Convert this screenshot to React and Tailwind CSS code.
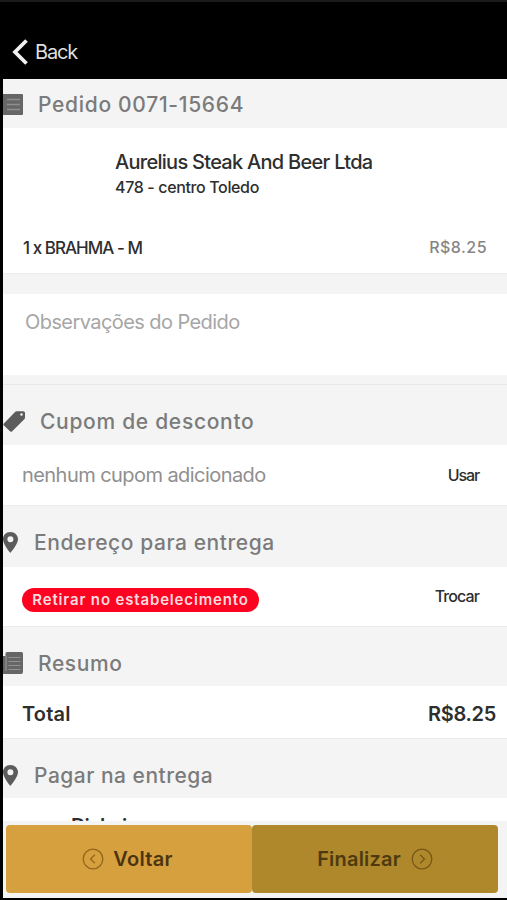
import { clsx } from 'clsx'

const ListIcon = () => (
  <svg viewBox="0 0 20 21" className="w-5 h-[21px] shrink-0">
    <path d="M0 0h19a1 1 0 0 1 1 1v19a1 1 0 0 1-1 1H0z" fill="#666" />
    <path d="M4 5.5h13M4 10.5h13M4 15.5h13" stroke="#8f8f8f" strokeWidth="1.3" />
  </svg>
)

const PaperIcon = () => (
  <svg viewBox="0 0 20 22" className="w-5 h-[22px] shrink-0">
    <path d="M0 4h2.5V1.5A1.5 1.5 0 0 1 4 0h14.5A1.5 1.5 0 0 1 20 1.5V20a2 2 0 0 1-2 2H0z" fill="#666" />
    <path d="M3 4v15M5.5 5.5h12M5.500 9.500h12M5.500 13.500h12M5.500 17.500h12" stroke="#929292" strokeWidth="1.2" fill="none" />
  </svg>
)

const TagIcon = () => (
  <svg viewBox="0 0 22 21" className="w-[22px] h-[21px] shrink-0">
    <path
      d="M13.500.2h6.700c1.100 0 1.800.7 1.800 1.800v4.500c0 .7-.2 1.200-.7 1.700L9.200 20.300c-.7.700-1.500.700-2.200 0L.900 14.600c-.7-.7-.7-1.500 0-2.200L12 .9c.4-.4.900-.7 1.500-.7zm5 2a1.300 1.300 0 1 0 0 2.600 1.300 1.300 0 0 0 0-2.600z"
      fill="#5c5c5c"
      fillRule="evenodd"
    />
  </svg>
)

const PinIcon = () => (
  <svg viewBox="0 0 15 21" className="w-[15px] h-[21px] shrink-0">
    <path
      d="M7.300 0C3 0 0 3.200 0 7.300 0 12.500 7.300 21 7.300 21S15 12.500 15 7.300C15 3.200 11.700 0 7.300 0zm.1 4.300a3 3 0 1 1 0 6 3 3 0 0 1 0-6z"
      fill="#5c5c5c"
      fillRule="evenodd"
    />
  </svg>
)

const CircleArrow = ({ right }) => (
  <svg viewBox="0 0 22 22" className={clsx('w-[22px] h-[22px]', right && 'rotate-180')} fill="none" stroke="currentColor" strokeWidth="1.3">
    <circle cx="11" cy="11" r="9.800" />
    <path d="M12.800 6.800 8.600 11l4.200 4.200" />
  </svg>
)

const SectionTitle = ({ icon, className, children }) => (
  <div className={clsx('flex items-center bg-[#f4f4f4] text-[21px] leading-none font-medium text-[#7b7b7b]', className)}>
    {icon}
    {children}
  </div>
)

export default function App() {
  return (
    <div className="w-[507px] h-[900px] overflow-hidden flex flex-col bg-black font-['Inter','Open_Sans',sans-serif] whitespace-nowrap">
      {/* Top bar */}
      <header className="h-[79px] shrink-0 border-t-2 border-[#1b1b1b] flex items-center gap-[7px] pl-3 pt-[22px] text-[#dedede]">
        <svg viewBox="0 0 16 26" className="w-4 h-[26px]" fill="none" stroke="#f0f0f0" strokeWidth="3.800">
          <path d="M14.500 1.500 3 13l11.500 11.500" />
        </svg>
        <span className="text-[20px] leading-none tracking-[-1.200px]">Back</span>
      </header>

      <main className="ml-[3px] flex-1 min-h-0 flex flex-col bg-white text-[#2e2e2e] overflow-hidden">
        <SectionTitle icon={<ListIcon />} className="h-[49px] shrink-0 gap-[15px] pt-px">
          <span className="tracking-[0.700px]">Pedido 0071-15664</span>
        </SectionTitle>

        {/* Store and items */}
        <section className="h-[145px] shrink-0 flex flex-col">
          <div className="pl-[112px] pt-[24px] flex flex-col gap-[7px]">
            <h1 className="text-[20px] leading-[20px] font-medium tracking-[-0.720px]">Aurelius Steak And Beer Ltda</h1>
            <p className="text-[16px] leading-[16px] font-medium tracking-[-0.360px]">478 - centro Toledo</p>
          </div>
          <div className="mt-[43px] pl-5 pr-5 flex justify-between leading-[20px]">
            <span className="text-[17px] font-medium tracking-[-0.960px]">1 x BRAHMA - M</span>
            <span className="-mt-px text-[16px] font-medium tracking-[0.450px] text-[#858585]">R$8.25</span>
          </div>
        </section>

        <div className="h-[21px] shrink-0 bg-[#f4f4f4] border-t border-[#ececec]" />

        <div className="h-[81px] shrink-0 pl-[22px] pt-[18px] text-[20px] leading-[20px] text-[#a6a6a6]">
          <span className="tracking-[-0.580px]">Observações do Pedido</span>
        </div>

        <div className="h-[10px] shrink-0 bg-[#f4f4f4] border-b border-[#e8e8e8]" />
        <SectionTitle icon={<TagIcon />} className="h-[60px] shrink-0 gap-[15px] pt-[13px]">
          <span className="tracking-[0.700px]">Cupom de desconto</span>
        </SectionTitle>
        <div className="h-[60px] shrink-0 flex items-center justify-between pl-[19px] pr-7">
          <span className="text-[20px] tracking-[-0.560px] text-[#8f8f8f]">nenhum cupom adicionado</span>
          <span className="text-[16px] font-medium tracking-[-1.100px]">Usar</span>
        </div>

        <SectionTitle icon={<PinIcon />} className="h-[62px] shrink-0 gap-4 pt-[11px] border-t border-[#ececec]">
          <span className="tracking-[0.570px]">Endereço para entrega</span>
        </SectionTitle>
        <div className="h-[59px] shrink-0 flex items-center justify-between pl-[19px] pr-7">
          <span className="mt-[6px] h-6 w-[237px] rounded-full bg-[#fb0321] text-[#ffd9de] text-[15px] leading-6 font-semibold text-center tracking-[0.840px]">
            Retirar no estabelecimento
          </span>
          <span className="-mt-px text-[16px] font-medium tracking-[-0.900px]">Trocar</span>
        </div>

        <SectionTitle icon={<PaperIcon />} className="h-[60px] shrink-0 gap-[15px] pt-[13px] border-t border-[#ececec]">
          <span className="tracking-[0.600px]">Resumo</span>
        </SectionTitle>
        <div className="h-[52px] shrink-0 flex items-center justify-between pl-[19px] pr-[11px] pt-[3px] text-[20px] leading-none font-semibold">
          <span className="tracking-[0.200px]">Total</span>
          <span className="tracking-[-0.300px]">R$8.25</span>
        </div>

        <SectionTitle icon={<PinIcon />} className="h-[60px] shrink-0 gap-4 pt-[13px] border-t border-[#ececec]">
          <span className="tracking-[0.500px]">Pagar na entrega</span>
        </SectionTitle>
        {/* Payment option scrolled under the footer */}
        <div className="h-[23px] shrink-0 overflow-hidden pl-[68px] pt-[18px] text-[20px] leading-[20px] font-semibold tracking-[-1px]">Dinheiro</div>

        <footer className="h-[77px] shrink-0 flex bg-[#f4f4f4] pl-[3px] pt-1 pr-[9px] pb-[5px] text-[20px] font-semibold">
          <button className="w-[246px] rounded-[4px] bg-[#d7a03e] flex items-center justify-center gap-[9px] pr-[3px] text-[#4b3510]">
            <span className="text-[#93651d]"><CircleArrow /></span>
            <span className="tracking-[0.300px]">Voltar</span>
          </button>
          <button className="flex-1 rounded-[4px] bg-[#af882b] flex items-center justify-center gap-[10px] text-[#4e3a10]">
            <span className="tracking-[0.200px]">Finalizar</span>
            <span className="text-[#785718]"><CircleArrow right /></span>
          </button>
        </footer>
      </main>
      <div className="h-[2px] shrink-0 bg-black" />
    </div>
  )
}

☆ ☆ ☆ ☆

Omit the pictures, then quote the rest of the material above exactly.

EXERCISE ANSWER
Convert this screenshot to React and Tailwind CSS code.
import { clsx } from 'clsx'

const ListIcon = () => (
  <svg viewBox="0 0 20 21" className="w-5 h-[21px] shrink-0">
    <path d="M0 0h19a1 1 0 0 1 1 1v19a1 1 0 0 1-1 1H0z" fill="#666" />
    <path d="M4 5.5h13M4 10.5h13M4 15.5h13" stroke="#8f8f8f" strokeWidth="1.3" />
  </svg>
)

const PaperIcon = () => (
  <svg viewBox="0 0 20 22" className="w-5 h-[22px] shrink-0">
    <path d="M0 4h2.5V1.5A1.5 1.5 0 0 1 4 0h14.5A1.5 1.5 0 0 1 20 1.5V20a2 2 0 0 1-2 2H0z" fill="#666" />
    <path d="M3 4v15M5.5 5.5h12M5.500 9.500h12M5.500 13.500h12M5.500 17.500h12" stroke="#929292" strokeWidth="1.2" fill="none" />
  </svg>
)

const TagIcon = () => (
  <svg viewBox="0 0 22 21" className="w-[22px] h-[21px] shrink-0">
    <path
      d="M13.500.2h6.700c1.100 0 1.800.7 1.800 1.800v4.500c0 .7-.2 1.200-.7 1.700L9.200 20.300c-.7.700-1.500.700-2.200 0L.900 14.600c-.7-.7-.7-1.500 0-2.200L12 .9c.4-.4.900-.7 1.500-.7zm5 2a1.300 1.300 0 1 0 0 2.600 1.300 1.300 0 0 0 0-2.600z"
      fill="#5c5c5c"
      fillRule="evenodd"
    />
  </svg>
)

const PinIcon = () => (
  <svg viewBox="0 0 15 21" className="w-[15px] h-[21px] shrink-0">
    <path
      d="M7.300 0C3 0 0 3.200 0 7.300 0 12.500 7.300 21 7.300 21S15 12.500 15 7.300C15 3.200 11.700 0 7.300 0zm.1 4.300a3 3 0 1 1 0 6 3 3 0 0 1 0-6z"
      fill="#5c5c5c"
      fillRule="evenodd"
    />
  </svg>
)

const CircleArrow = ({ right }) => (
  <svg viewBox="0 0 22 22" className={clsx('w-[22px] h-[22px]', right && 'rotate-180')} fill="none" stroke="currentColor" strokeWidth="1.3">
    <circle cx="11" cy="11" r="9.800" />
    <path d="M12.800 6.800 8.600 11l4.200 4.200" />
  </svg>
)

const SectionTitle = ({ icon, className, children }) => (
  <div className={clsx('flex items-center bg-[#f4f4f4] text-[21px] leading-none font-medium text-[#7b7b7b]', className)}>
    {icon}
    {children}
  </div>
)

export default function App() {
  return (
    <div className="w-[507px] h-[900px] overflow-hidden flex flex-col bg-black font-['Inter','Open_Sans',sans-serif] whitespace-nowrap">
      {/* Top bar */}
      <header className="h-[79px] shrink-0 border-t-2 border-[#1b1b1b] flex items-center gap-[7px] pl-3 pt-[22px] text-[#dedede]">
        <svg viewBox="0 0 16 26" className="w-4 h-[26px]" fill="none" stroke="#f0f0f0" strokeWidth="3.800">
          <path d="M14.500 1.500 3 13l11.500 11.500" />
        </svg>
        <span className="text-[20px] leading-none tracking-[-1.200px]">Back</span>
      </header>

      <main className="ml-[3px] flex-1 min-h-0 flex flex-col bg-white text-[#2e2e2e] overflow-hidden">
        <SectionTitle icon={<ListIcon />} className="h-[49px] shrink-0 gap-[15px] pt-px">
          <span className="tracking-[0.700px]">Pedido 0071-15664</span>
        </SectionTitle>

        {/* Store and items */}
        <section className="h-[145px] shrink-0 flex flex-col">
          <div className="pl-[112px] pt-[24px] flex flex-col gap-[7px]">
            <h1 className="text-[20px] leading-[20px] font-medium tracking-[-0.720px]">Aurelius Steak And Beer Ltda</h1>
            <p className="text-[16px] leading-[16px] font-medium tracking-[-0.360px]">478 - centro Toledo</p>
          </div>
          <div className="mt-[43px] pl-5 pr-5 flex justify-between leading-[20px]">
            <span className="text-[17px] font-medium tracking-[-0.960px]">1 x BRAHMA - M</span>
            <span className="-mt-px text-[16px] font-medium tracking-[0.450px] text-[#858585]">R$8.25</span>
          </div>
        </section>

        <div className="h-[21px] shrink-0 bg-[#f4f4f4] border-t border-[#ececec]" />

        <div className="h-[81px] shrink-0 pl-[22px] pt-[18px] text-[20px] leading-[20px] text-[#a6a6a6]">
          <span className="tracking-[-0.580px]">Observações do Pedido</span>
        </div>

        <div className="h-[10px] shrink-0 bg-[#f4f4f4] border-b border-[#e8e8e8]" />
        <SectionTitle icon={<TagIcon />} className="h-[60px] shrink-0 gap-[15px] pt-[13px]">
          <span className="tracking-[0.700px]">Cupom de desconto</span>
        </SectionTitle>
        <div className="h-[60px] shrink-0 flex items-center justify-between pl-[19px] pr-7">
          <span className="text-[20px] tracking-[-0.560px] text-[#8f8f8f]">nenhum cupom adicionado</span>
          <span className="text-[16px] font-medium tracking-[-1.100px]">Usar</span>
        </div>

        <SectionTitle icon={<PinIcon />} className="h-[62px] shrink-0 gap-4 pt-[11px] border-t border-[#ececec]">
          <span className="tracking-[0.570px]">Endereço para entrega</span>
        </SectionTitle>
        <div className="h-[59px] shrink-0 flex items-center justify-between pl-[19px] pr-7">
          <span className="mt-[6px] h-6 w-[237px] rounded-full bg-[#fb0321] text-[#ffd9de] text-[15px] leading-6 font-semibold text-center tracking-[0.840px]">
            Retirar no estabelecimento
          </span>
          <span className="-mt-px text-[16px] font-medium tracking-[-0.900px]">Trocar</span>
        </div>

        <SectionTitle icon={<PaperIcon />} className="h-[60px] shrink-0 gap-[15px] pt-[13px] border-t border-[#ececec]">
          <span className="tracking-[0.600px]">Resumo</span>
        </SectionTitle>
        <div className="h-[52px] shrink-0 flex items-center justify-between pl-[19px] pr-[11px] pt-[3px] text-[20px] leading-none font-semibold">
          <span className="tracking-[0.200px]">Total</span>
          <span className="tracking-[-0.300px]">R$8.25</span>
        </div>

        <SectionTitle icon={<PinIcon />} className="h-[60px] shrink-0 gap-4 pt-[13px] border-t border-[#ececec]">
          <span className="tracking-[0.500px]">Pagar na entrega</span>
        </SectionTitle>
        {/* Payment option scrolled under the footer */}
        <div className="h-[23px] shrink-0 overflow-hidden pl-[68px] pt-[18px] text-[20px] leading-[20px] font-semibold tracking-[-1px]">Dinheiro</div>

        <footer className="h-[77px] shrink-0 flex bg-[#f4f4f4] pl-[3px] pt-1 pr-[9px] pb-[5px] text-[20px] font-semibold">
          <button className="w-[246px] rounded-[4px] bg-[#d7a03e] flex items-center justify-center gap-[9px] pr-[3px] text-[#4b3510]">
            <span className="text-[#93651d]"><CircleArrow /></span>
            <span className="tracking-[0.300px]">Voltar</span>
          </button>
          <button className="flex-1 rounded-[4px] bg-[#af882b] flex items-center justify-center gap-[10px] text-[#4e3a10]">
            <span className="tracking-[0.200px]">Finalizar</span>
            <span className="text-[#785718]"><CircleArrow right /></span>
          </button>
        </footer>
      </main>
      <div className="h-[2px] shrink-0 bg-black" />
    </div>
  )
}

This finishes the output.